Scary questions!  However, I don’t think agile teaching needs to be quite so daunting.  The basic version of agile teaching goes as follows: If most students answer a clicker question correctly, you can fairly quickly move on to the next item on your lesson plan, but if most answer it incorrectly, you should spend more time on the topic before moving on.  You can even plan ahead for this kind of thing; just build into your lesson plan an alternate explanation or activity to use after each clicker question.  The more nuanced version of agile teaching isn’t that much more complicated: Take a look at which wrong answers are most popular, and drill down on them, having students share reasons for those answers.  Again, you can often plan ahead to handle this.  Try to predict which wrong answers will be most popular and plan a response to each.

So what do you think?  What kinds of conditions might lead an instructor new to using clickers to use them to facilitate classwide discussion, generate “times for telling,” or practice agile teaching?

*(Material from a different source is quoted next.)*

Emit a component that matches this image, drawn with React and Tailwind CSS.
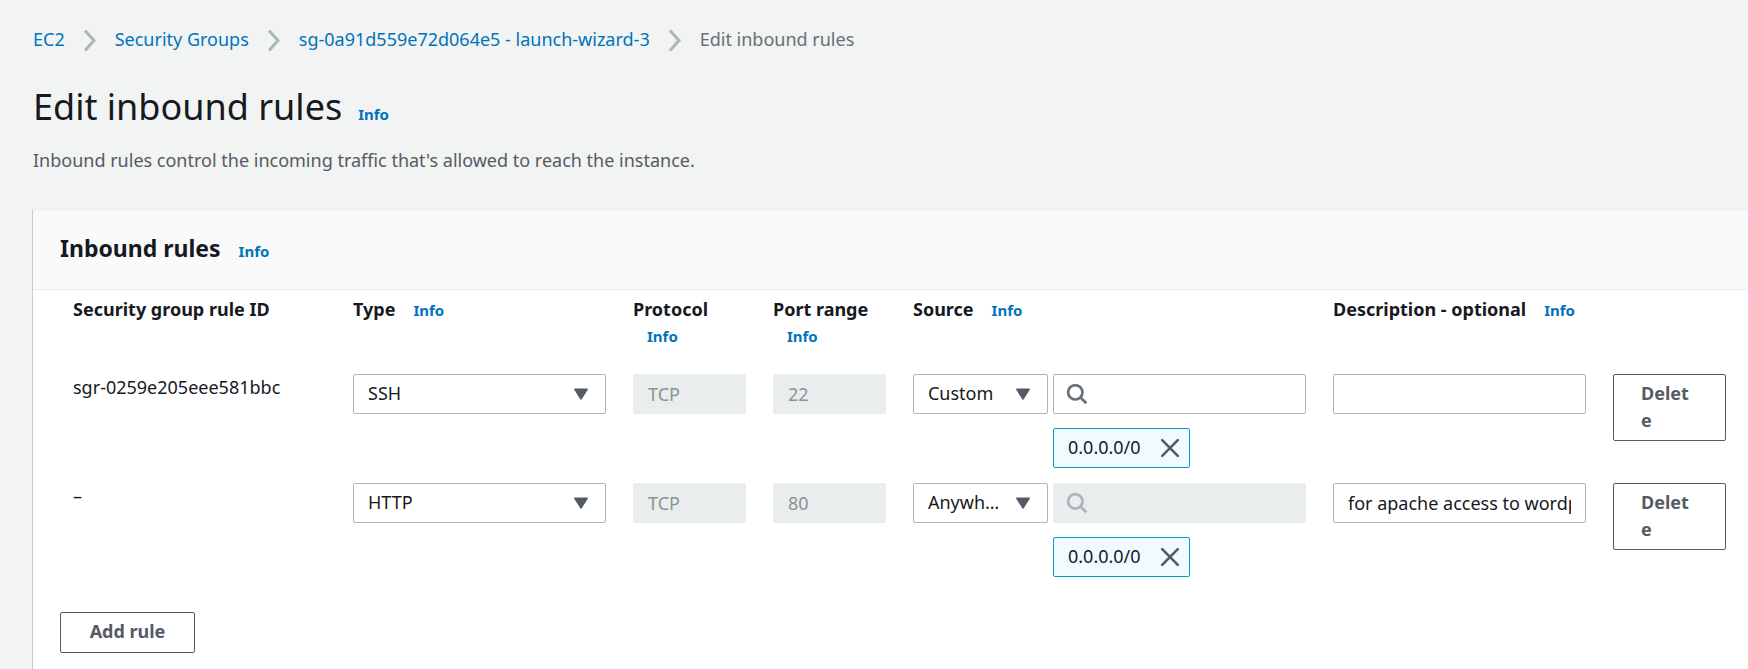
import React from "react";

const rules = [
  { id: "sgr-0259e205eee581bbc", type: "SSH", protocol: "TCP", port: "22", source: "Custom", cidr: "0.0.0.0/0", searchDisabled: false, description: "" },
  { id: "–", type: "HTTP", protocol: "TCP", port: "80", source: "Anywhere-IPv4", cidr: "0.0.0.0/0", searchDisabled: true, description: "for apache access to wordpress" },
];

function Info({ className = "" }) {
  return (
    <a href="#info" className={"text-[15px] font-bold text-[#0073bb] " + className}>
      Info
    </a>
  );
}

function Separator() {
  return (
    <svg aria-hidden="true" className="mx-[17px] h-6 w-4 shrink-0" viewBox="0 0 16 24" fill="none" stroke="#aab7b8" strokeWidth="3">
      <path d="M3 2.500l9 10-9 10" />
    </svg>
  );
}

function Select({ label, value }) {
  return (
    <div className="grid w-full items-center">
      <select
        aria-label={label}
        defaultValue={value}
        className="col-start-1 row-start-1 h-10 w-full appearance-none truncate rounded-[2px] border border-[#aab7b8] bg-white pr-10 pb-[2px] pl-[14px] text-[#16191f]"
      >
        <option>{value}</option>
      </select>
      <svg aria-hidden="true" className="pointer-events-none col-start-1 row-start-1 mr-[17px] h-4 w-4 justify-self-end" viewBox="0 0 16 16">
        <path d="M2 3.300h12l-6 9.500z" fill="#545b64" stroke="#545b64" strokeWidth="1.800" strokeLinejoin="round" />
      </svg>
    </div>
  );
}

function Search({ label, disabled }) {
  return (
    <div className="grid w-full items-center">
      <input
        type="text"
        aria-label={label}
        disabled={disabled}
        className="col-start-1 row-start-1 h-10 w-full rounded-[2px] border border-[#aab7b8] bg-white pr-[14px] pl-10 disabled:border-[#eaeded] disabled:bg-[#eaeded]"
      />
      <svg
        aria-hidden="true"
        className={"pointer-events-none col-start-1 row-start-1 ml-[13px] h-[22px] w-[22px] " + (disabled ? "text-[#aab7b8]" : "text-[#687078]")}
        viewBox="0 0 22 22"
        fill="none"
        stroke="currentColor"
        strokeWidth="2.700"
      >
        <circle cx="9.300" cy="9.300" r="7.200" />
        <path d="M14.300 14.300l6 6" />
      </svg>
    </div>
  );
}

function Token({ value }) {
  return (
    <div className="mt-[14px] flex h-10 w-[137px] items-center justify-between rounded-[2px] border border-[#00a1c9] bg-[#f1faff] pr-[9px] pl-[14px] text-[#16191f]">
      <span className="pb-[2px]">{value}</span>
      <button type="button" aria-label={"Remove " + value}>
        <svg aria-hidden="true" className="block h-5 w-5" viewBox="0 0 20 20" fill="none" stroke="#545b64" strokeWidth="2.600" strokeLinecap="round">
          <path d="M2.200 2.200l15.600 15.600M17.800 2.200l-15.600 15.600" />
        </svg>
      </button>
    </div>
  );
}

function Disabled({ label, value }) {
  return (
    <input
      type="text"
      aria-label={label}
      disabled
      defaultValue={value}
      className="block h-10 w-full rounded-[2px] border border-[#eaeded] bg-[#eaeded] px-[14px] text-[#879596]"
    />
  );
}

function Heading({ children, info, stacked }) {
  return (
    <th scope="col" className="pt-[6px] pr-[14px] pb-6 pl-[13px] text-left align-top font-bold">
      {children}
      {info && (stacked ? <Info className="block pl-[14px]" /> : <Info className="ml-[18px]" />)}
    </th>
  );
}

function Cell({ children }) {
  return <td className="pr-[14px] pl-[13px]">{children}</td>;
}

export default function App() {
  return (
    <div className="flex min-h-screen flex-col overflow-x-hidden bg-[#f2f3f3] pt-[26px] pl-8 font-['Noto_Sans',sans-serif] text-[18px] leading-[27px] text-[#16191f]">
      <nav aria-label="Breadcrumb" className="flex items-center pl-px text-[#0073bb]">
        <a href="#ec2">EC2</a>
        <Separator />
        <a href="#groups">Security Groups</a>
        <Separator />
        <a href="#group">sg-0a91d559e72d064e5 - launch-wizard-3</a>
        <Separator />
        <span className="text-[#687078]">Edit inbound rules</span>
      </nav>
      <header className="pt-[30px] pl-px">
        <h1 className="flex items-baseline gap-4 text-[36px] leading-[48px]">
          Edit inbound rules
          <Info />
        </h1>
        <p className="mt-[9px] text-[#545b64]">Inbound rules control the incoming traffic that's allowed to reach the instance.</p>
      </header>
      <main className="mt-[35px] flex-1 border-t border-l border-t-[#eaeded] border-l-[#c5cccc] bg-white">
        <h2 className="flex h-20 items-center border-b border-[#eaeded] bg-[#fafafa] pl-[27px] text-[23px] font-bold">
          <span className="flex items-baseline gap-[18px]">
            Inbound rules
            <Info />
          </span>
        </h2>
        <div className="pr-2 pl-[27px]">
          <table className="w-full table-fixed">
            <colgroup>
              <col className="w-2/12" />
              <col className="w-2/12" />
              <col className="w-1/12" />
              <col className="w-1/12" />
              <col className="w-3/12" />
              <col className="w-2/12" />
              <col className="w-1/12" />
            </colgroup>
            <thead>
              <tr>
                <Heading>Security group rule ID</Heading>
                <Heading info>Type</Heading>
                <Heading info stacked>Protocol</Heading>
                <Heading info stacked>Port range</Heading>
                <Heading info>Source</Heading>
                <Heading info>Description - optional</Heading>
                <td />
              </tr>
            </thead>
            <tbody>
              {rules.map((rule) => (
                <tr key={rule.id} className="h-[109px] align-top">
                  <Cell>{rule.id}</Cell>
                  <Cell>
                    <Select label="Type" value={rule.type} />
                  </Cell>
                  <Cell>
                    <Disabled label="Protocol" value={rule.protocol} />
                  </Cell>
                  <Cell>
                    <Disabled label="Port range" value={rule.port} />
                  </Cell>
                  <Cell>
                    <div className="flex gap-[5px]">
                      <div className="w-[135px] shrink-0">
                        <Select label="Source" value={rule.source} />
                      </div>
                      <div className="min-w-0 flex-1">
                        <Search label="Source search" disabled={rule.searchDisabled} />
                        <Token value={rule.cidr} />
                      </div>
                    </div>
                  </Cell>
                  <Cell>
                    <input
                      type="text"
                      aria-label="Description"
                      defaultValue={rule.description}
                      className="block h-10 w-full rounded-[2px] border border-[#aab7b8] bg-white px-[14px]"
                    />
                  </Cell>
                  <Cell>
                    <button
                      type="button"
                      className="block w-full rounded-[2px] border border-[#545b64] bg-white px-[27px] pt-[5px] pb-[6px] text-left font-bold break-all text-[#545b64]"
                    >
                      Delete
                    </button>
                  </Cell>
                </tr>
              ))}
            </tbody>
          </table>
          <button type="button" className="mt-5 h-[41px] w-[135px] rounded-[2px] border border-[#545b64] bg-white pb-[2px] font-bold text-[#545b64]">
            Add rule
          </button>
        </div>
      </main>
    </div>
  );
}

Clickers and Our Participatory Culture

A little while ago I reviewed an article by David Campt and Matthew Freeman describing the use of clickers in dialogue facilitation.  I was impressed by their nuanced use of participant perspective questions–the kinds of questions I call “student perspective questions” in my book, questions that surface students’ (or dialogue participants’) opinions and experiences.  The idea of using what appears to be a factual question (such as, “What percent of US citizens are people of color?”) to surface participants’ assumptions and impressions was particularly interesting.  Prior to reading their paper, I hadn’t thought of such questions as perspective questions.

More recently, Campt and Freeman wrote a short article for the Web site Religious Conference Manager describing ways clickers might be used in religious settings (sermons, conferences, and so on).  The article describes the kinds of perspective questions I mentioned above, as well as strategies for making the most of clickers in these settings.  The following line stood out to me:

Internet experiences and television shows are creating the expectation that people will be co-creators rather than mere passive vessels.

I hear this perspective expressed frequently in educational technology discussions, particularly in regard to students’ participation in Web 2.0 online tools like Facebook and YouTube, tools where students are not only consumers of content but producers.  I hadn’t thought about this notion in the context of teaching with clickers, however.

Certainly, if you’re giving your students a quiz that requires them to recall a few facts, then you’re not using clickers to help students become “co-creators” of knowledge in the classroom.  However, if you’re asking clicker questions designed to generate discussion (like tough conceptual understanding questions, application questions, or critical thinking questions), then as students involve themselves in that discussion, they are, indeed, become co-creators in their learning.  And if you’re using clickers for perspective questions in the ways that Campt and Freeman do, then the students’ responses (their opinions and experiences) are integral to the learning process, making them co-creators.

When used just for voting, clickers do indeed bring in the interactive element that students are accustomed to having in their daily life–”liking” a friend’s wall post in Facebook, rating a book on Amazon, voting for a favorite contestant on American Idol.  We live in a participatory culture where everyone seems to get a vote, a way to provide feedback.  Clickers provide a way to connection with that culture in the classroom.

Moreover, when used to generate discussion, clickers help motivate an even more participatory culture in the classroom, one similar to that of a blog with an active commenting community.  The author of a blog post gets the conversation going, but everyone weighs in–just like an instructor gets a conversation going by posing an engaging clicker question and the students weigh in via votes and discussion.

What do you think?  Does teaching with clickers work particularly well with students used to a participatory culture?  Do you buy the argument that today’s culture is more participatory than, say, 15 years ago?